* **DATASET RECORDS**
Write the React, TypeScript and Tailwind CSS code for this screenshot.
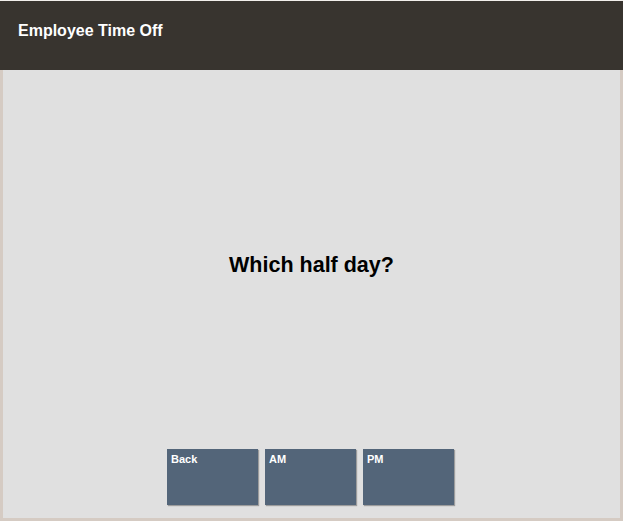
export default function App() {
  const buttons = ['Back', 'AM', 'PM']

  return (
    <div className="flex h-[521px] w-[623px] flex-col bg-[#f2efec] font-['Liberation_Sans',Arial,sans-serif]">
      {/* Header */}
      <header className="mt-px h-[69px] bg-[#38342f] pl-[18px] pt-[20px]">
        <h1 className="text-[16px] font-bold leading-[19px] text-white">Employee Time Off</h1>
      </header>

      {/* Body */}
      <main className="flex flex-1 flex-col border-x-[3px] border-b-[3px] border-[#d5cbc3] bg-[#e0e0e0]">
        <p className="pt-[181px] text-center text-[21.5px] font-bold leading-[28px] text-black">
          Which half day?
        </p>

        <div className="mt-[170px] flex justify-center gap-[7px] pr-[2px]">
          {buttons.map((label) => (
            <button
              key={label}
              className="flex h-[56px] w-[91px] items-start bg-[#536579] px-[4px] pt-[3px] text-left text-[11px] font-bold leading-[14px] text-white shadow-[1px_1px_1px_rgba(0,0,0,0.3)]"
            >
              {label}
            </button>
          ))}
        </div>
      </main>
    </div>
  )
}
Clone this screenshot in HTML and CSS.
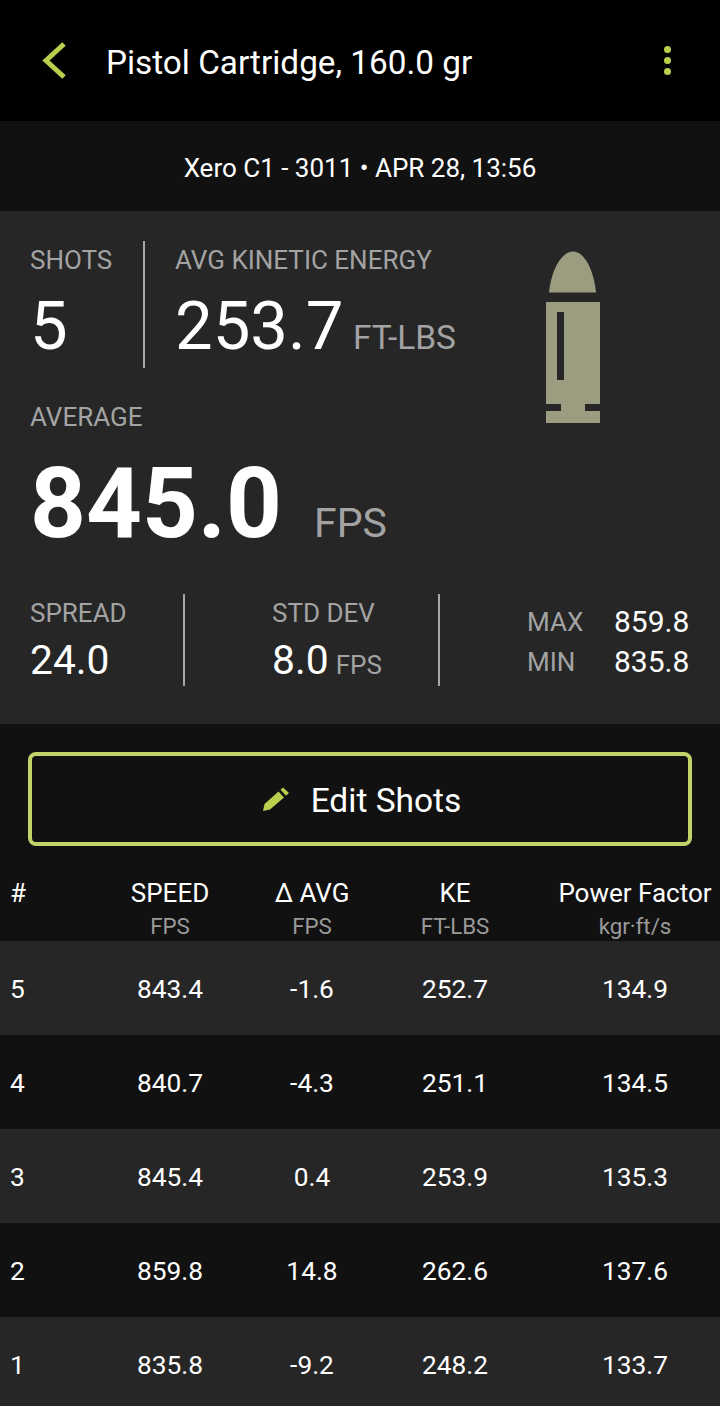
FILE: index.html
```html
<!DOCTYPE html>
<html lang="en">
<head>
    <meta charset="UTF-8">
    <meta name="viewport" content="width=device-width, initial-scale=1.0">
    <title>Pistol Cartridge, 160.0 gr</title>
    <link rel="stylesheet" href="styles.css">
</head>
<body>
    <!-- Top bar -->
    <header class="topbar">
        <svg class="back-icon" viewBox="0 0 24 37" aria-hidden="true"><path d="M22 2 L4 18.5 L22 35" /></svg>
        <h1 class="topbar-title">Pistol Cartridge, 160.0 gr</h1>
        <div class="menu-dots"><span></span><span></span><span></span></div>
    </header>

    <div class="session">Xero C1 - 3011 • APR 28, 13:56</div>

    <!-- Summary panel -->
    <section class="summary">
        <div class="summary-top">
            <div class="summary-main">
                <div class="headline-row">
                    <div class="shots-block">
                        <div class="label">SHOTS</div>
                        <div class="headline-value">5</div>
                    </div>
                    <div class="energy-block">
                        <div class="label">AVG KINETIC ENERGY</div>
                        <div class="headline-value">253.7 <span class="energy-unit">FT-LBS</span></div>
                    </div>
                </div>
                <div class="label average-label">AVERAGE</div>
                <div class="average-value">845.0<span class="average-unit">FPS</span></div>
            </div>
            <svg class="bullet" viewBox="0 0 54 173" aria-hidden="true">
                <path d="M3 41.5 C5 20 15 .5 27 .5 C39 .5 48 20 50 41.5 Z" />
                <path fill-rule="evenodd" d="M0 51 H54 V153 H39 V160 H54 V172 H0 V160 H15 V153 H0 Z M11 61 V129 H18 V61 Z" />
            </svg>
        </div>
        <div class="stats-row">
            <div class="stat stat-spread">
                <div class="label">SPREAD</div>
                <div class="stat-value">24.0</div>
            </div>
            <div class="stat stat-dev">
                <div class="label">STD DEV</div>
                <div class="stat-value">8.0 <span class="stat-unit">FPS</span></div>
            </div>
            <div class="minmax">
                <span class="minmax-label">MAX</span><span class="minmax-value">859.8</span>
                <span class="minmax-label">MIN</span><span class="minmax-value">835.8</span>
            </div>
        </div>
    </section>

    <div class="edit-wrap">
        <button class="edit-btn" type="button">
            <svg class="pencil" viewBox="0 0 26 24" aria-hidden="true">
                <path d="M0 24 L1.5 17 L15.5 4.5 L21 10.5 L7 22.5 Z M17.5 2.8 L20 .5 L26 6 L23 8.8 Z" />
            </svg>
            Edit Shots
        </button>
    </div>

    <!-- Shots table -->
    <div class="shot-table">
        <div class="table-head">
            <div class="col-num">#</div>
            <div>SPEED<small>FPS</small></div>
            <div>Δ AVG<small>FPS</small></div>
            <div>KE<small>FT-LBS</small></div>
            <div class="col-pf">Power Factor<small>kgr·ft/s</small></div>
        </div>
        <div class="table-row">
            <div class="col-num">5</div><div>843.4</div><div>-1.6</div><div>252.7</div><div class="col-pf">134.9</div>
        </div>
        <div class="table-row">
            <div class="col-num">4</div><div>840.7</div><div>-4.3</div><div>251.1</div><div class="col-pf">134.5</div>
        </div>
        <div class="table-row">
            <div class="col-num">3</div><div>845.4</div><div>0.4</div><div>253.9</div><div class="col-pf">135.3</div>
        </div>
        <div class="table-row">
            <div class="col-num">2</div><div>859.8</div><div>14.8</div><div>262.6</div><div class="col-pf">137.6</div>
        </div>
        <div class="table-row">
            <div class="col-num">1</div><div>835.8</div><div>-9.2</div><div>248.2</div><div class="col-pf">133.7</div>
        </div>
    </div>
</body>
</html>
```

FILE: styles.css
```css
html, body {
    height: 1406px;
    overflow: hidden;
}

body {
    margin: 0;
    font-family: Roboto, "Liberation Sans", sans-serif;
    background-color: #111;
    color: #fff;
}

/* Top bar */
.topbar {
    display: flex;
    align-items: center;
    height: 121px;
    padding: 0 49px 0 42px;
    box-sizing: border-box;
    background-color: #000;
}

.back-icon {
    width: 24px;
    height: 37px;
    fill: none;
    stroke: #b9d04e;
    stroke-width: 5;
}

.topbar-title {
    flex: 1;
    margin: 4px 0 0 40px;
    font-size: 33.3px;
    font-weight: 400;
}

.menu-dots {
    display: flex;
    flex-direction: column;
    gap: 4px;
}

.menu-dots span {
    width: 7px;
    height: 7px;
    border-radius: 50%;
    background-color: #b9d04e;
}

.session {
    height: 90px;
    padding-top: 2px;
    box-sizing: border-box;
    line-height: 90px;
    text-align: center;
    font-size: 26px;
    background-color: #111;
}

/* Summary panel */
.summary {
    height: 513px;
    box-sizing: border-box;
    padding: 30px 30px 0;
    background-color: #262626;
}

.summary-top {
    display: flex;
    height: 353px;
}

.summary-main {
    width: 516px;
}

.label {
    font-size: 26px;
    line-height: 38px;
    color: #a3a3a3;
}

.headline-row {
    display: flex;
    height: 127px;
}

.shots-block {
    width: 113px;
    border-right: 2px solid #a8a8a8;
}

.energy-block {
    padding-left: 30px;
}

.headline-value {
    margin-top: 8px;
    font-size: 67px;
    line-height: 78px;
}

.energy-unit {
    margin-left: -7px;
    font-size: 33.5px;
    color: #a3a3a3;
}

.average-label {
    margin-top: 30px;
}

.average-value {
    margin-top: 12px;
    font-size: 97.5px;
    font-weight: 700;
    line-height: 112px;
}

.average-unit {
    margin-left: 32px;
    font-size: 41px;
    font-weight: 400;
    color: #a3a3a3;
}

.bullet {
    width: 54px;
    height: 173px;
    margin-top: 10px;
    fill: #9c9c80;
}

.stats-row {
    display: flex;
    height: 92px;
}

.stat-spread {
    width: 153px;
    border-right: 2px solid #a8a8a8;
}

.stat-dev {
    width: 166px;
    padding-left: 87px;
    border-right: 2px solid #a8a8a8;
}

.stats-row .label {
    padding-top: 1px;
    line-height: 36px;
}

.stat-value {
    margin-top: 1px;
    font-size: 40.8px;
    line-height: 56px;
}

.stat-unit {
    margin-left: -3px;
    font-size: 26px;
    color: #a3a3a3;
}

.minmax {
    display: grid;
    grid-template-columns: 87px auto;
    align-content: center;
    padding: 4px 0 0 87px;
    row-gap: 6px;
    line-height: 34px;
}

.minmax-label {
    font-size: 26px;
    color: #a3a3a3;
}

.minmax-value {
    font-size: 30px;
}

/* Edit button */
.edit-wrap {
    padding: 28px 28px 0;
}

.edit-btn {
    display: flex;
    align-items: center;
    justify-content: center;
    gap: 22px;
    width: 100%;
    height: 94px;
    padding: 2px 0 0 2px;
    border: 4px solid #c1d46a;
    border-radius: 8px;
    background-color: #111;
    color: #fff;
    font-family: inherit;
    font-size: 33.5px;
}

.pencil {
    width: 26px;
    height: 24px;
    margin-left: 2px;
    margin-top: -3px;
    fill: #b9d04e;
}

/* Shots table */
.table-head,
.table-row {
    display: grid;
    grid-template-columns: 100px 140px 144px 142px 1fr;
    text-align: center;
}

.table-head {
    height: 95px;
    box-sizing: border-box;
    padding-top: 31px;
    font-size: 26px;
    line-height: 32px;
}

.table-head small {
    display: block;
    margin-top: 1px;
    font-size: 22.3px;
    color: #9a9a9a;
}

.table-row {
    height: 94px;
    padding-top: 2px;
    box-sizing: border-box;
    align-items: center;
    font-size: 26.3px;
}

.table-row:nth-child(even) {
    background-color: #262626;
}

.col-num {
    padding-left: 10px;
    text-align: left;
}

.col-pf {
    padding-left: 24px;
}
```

* **REQUIREMENT**
Look over the records above and copy each line that includes the string "screenshot".

* **WRITTEN RESPONSE**
Write the React, TypeScript and Tailwind CSS code for this screenshot.
Clone this screenshot in HTML and CSS.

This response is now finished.